I personally train everything twice a week when I'm on cycle. But that's just me


----------



## dave_jenks (Aug 13, 2009)

i think there are many factors to this question, like training age? type of training? and your rest quality?, i train squat and bench twice a week, but with different movments each day,also been training for 3-4 years in total now, and my rest is good, what type of training are you thinking of doing? and what cycle you thinking?


----------



## MillionG (Nov 17, 2009)

I squat, bench and BB row twice a week.

And it seems to be working for me..

I read somewhere that you should be stimulating the muscle every 72 hours..

Might be b*llocks haha.


----------



## Fatboy 23 (Apr 21, 2009)

well im 19.12 weeks into test e course 14 stone 5 foot 10 ... just think that i could train them twice a week because the said bodyparts are my weakest


----------



## sizar (Nov 13, 2008)

if you train that body part hard enough you still be in pain and you won't be able to train again if your in pain .


----------



## Ak_88 (Nov 9, 2008)

I train everything twice a week over 4 sessions.

Love it.


----------



## BlitzAcez (Mar 6, 2008)

can some of you doing parts twice a week post your routine?

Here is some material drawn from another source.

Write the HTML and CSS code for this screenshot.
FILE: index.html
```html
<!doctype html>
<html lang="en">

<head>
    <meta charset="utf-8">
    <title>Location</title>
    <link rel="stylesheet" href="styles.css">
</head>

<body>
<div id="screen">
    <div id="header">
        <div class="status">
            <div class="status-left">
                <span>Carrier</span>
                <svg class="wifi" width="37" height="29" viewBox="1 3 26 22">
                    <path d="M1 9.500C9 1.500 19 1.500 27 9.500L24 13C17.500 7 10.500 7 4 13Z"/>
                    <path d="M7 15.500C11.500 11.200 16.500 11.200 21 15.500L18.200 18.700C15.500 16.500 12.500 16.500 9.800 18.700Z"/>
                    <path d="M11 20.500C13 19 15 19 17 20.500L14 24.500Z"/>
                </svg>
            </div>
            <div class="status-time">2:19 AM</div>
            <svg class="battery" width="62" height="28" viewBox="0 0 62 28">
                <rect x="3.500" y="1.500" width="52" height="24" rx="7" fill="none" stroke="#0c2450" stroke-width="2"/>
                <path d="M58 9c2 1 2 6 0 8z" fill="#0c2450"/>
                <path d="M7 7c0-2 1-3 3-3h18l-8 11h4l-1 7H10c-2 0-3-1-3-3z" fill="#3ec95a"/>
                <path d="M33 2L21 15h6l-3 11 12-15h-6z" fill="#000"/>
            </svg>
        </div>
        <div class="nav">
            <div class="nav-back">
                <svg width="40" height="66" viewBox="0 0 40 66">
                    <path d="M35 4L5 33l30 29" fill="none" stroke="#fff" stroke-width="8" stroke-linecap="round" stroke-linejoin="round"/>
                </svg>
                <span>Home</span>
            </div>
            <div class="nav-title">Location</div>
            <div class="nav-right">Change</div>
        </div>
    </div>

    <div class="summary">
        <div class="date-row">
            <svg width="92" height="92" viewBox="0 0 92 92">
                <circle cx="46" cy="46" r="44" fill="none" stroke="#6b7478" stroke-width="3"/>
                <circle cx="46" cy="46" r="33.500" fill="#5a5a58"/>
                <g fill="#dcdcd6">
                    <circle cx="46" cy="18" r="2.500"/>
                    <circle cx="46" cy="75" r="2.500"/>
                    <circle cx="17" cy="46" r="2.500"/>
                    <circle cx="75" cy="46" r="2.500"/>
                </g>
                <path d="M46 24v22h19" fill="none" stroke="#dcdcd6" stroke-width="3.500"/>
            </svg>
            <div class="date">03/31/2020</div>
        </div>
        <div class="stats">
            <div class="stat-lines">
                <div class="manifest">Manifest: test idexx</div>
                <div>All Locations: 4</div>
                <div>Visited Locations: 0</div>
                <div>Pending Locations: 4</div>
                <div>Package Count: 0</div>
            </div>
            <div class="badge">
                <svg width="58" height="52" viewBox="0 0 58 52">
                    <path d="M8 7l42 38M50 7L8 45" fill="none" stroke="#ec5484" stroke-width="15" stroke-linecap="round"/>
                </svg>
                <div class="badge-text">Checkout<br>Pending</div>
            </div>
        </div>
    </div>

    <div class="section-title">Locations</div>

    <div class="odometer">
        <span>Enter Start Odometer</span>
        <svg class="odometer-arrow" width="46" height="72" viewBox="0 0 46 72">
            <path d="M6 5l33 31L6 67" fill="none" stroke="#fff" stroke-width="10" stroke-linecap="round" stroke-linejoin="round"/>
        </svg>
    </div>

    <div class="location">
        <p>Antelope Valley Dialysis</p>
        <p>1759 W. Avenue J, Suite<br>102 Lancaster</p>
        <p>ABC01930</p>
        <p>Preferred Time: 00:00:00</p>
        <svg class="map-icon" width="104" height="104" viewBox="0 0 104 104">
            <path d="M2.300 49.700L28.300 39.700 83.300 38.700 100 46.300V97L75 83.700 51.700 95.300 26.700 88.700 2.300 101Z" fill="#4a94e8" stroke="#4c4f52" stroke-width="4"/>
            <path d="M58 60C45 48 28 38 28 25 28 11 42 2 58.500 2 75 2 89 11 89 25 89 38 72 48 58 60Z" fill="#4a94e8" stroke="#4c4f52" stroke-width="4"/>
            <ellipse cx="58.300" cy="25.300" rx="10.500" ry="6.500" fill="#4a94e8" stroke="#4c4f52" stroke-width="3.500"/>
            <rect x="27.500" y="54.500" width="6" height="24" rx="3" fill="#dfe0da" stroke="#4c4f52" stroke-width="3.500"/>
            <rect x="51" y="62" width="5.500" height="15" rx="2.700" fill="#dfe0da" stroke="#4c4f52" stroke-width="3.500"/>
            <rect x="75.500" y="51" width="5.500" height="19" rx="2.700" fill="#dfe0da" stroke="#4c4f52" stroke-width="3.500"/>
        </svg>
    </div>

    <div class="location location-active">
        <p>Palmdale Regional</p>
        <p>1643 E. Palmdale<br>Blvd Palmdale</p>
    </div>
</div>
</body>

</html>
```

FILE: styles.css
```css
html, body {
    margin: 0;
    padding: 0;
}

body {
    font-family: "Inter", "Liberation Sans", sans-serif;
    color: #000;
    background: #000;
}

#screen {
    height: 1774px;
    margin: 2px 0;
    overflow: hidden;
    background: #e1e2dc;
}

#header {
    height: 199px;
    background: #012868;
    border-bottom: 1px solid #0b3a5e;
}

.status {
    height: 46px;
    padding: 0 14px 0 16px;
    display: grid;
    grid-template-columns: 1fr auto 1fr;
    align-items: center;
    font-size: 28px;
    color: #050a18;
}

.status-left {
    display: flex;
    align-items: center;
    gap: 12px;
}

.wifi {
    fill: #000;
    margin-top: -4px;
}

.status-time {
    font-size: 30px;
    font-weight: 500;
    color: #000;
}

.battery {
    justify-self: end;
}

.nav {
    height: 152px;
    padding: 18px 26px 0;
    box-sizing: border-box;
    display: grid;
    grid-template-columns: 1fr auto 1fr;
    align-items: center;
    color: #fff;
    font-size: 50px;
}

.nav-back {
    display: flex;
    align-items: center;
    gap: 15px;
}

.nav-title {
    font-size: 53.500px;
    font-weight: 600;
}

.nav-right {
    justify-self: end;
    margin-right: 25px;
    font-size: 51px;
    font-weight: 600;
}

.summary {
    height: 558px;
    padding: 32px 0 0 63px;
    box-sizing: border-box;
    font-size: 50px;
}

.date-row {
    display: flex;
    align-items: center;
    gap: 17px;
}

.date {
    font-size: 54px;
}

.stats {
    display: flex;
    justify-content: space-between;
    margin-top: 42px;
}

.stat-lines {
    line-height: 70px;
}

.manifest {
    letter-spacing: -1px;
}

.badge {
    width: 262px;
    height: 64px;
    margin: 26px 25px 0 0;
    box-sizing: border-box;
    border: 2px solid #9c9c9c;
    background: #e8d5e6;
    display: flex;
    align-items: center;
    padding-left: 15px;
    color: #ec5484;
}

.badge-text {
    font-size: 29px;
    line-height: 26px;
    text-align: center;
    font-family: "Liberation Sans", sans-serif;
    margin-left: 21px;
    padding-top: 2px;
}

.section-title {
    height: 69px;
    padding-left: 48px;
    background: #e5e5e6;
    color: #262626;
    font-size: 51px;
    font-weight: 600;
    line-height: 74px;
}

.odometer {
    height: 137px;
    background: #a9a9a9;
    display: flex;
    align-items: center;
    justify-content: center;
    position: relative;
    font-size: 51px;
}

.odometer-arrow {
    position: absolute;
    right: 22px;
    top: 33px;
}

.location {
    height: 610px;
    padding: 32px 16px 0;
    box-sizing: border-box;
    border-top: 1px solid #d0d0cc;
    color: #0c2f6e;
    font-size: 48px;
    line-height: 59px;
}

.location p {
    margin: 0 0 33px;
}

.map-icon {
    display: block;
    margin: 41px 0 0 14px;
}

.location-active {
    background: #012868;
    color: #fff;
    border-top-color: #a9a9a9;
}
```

I've just been doing once a week per part so would like to see difference and maybe change mine. :thumb:


----------



## jjb1 (Jun 28, 2007)

depends on your training , weight, volume lots of factors

general rule i would say no not enough recovery, although i will and have done this sometimes for 1 week in 8-10 say just to shock


----------



## Fatboy 23 (Apr 21, 2009)

is there any other way to try get other bodyparts to 'catch up' with the rest of my body.for example my chest sticks out but shoulders dont.left trap is bigger than my right trap ect


----------



## Earl-Hickey (Apr 20, 2010)

Yes, i do upper body twice a week, sometimes three times to be honest


----------



## BigDom86 (Jul 27, 2008)

i train big body parts - chest, back, legs, shoulders once a week every 7-8 days and i train small bodyparts - calfs, bis, tris once every 3-4 days

train 4 days a week


----------



## Earl-Hickey (Apr 20, 2010)

BigDom86 said:


> i train big body parts - chest, back, legs, shoulders once a week every 7-8 days and i train small bodyparts - calfs, bis, tris once every 3-4 days
> 
> train 4 days a week


exactly.

find what works for you and do that.


----------



## BigDom86 (Jul 27, 2008)

but the small bodyparts ill only do 1 or 2 exercises each time.


----------



## Was_Eric (Jul 3, 2008)

sizar said:


> if you train that body part hard enough you still be in pain and you won't be able to train again if your in pain .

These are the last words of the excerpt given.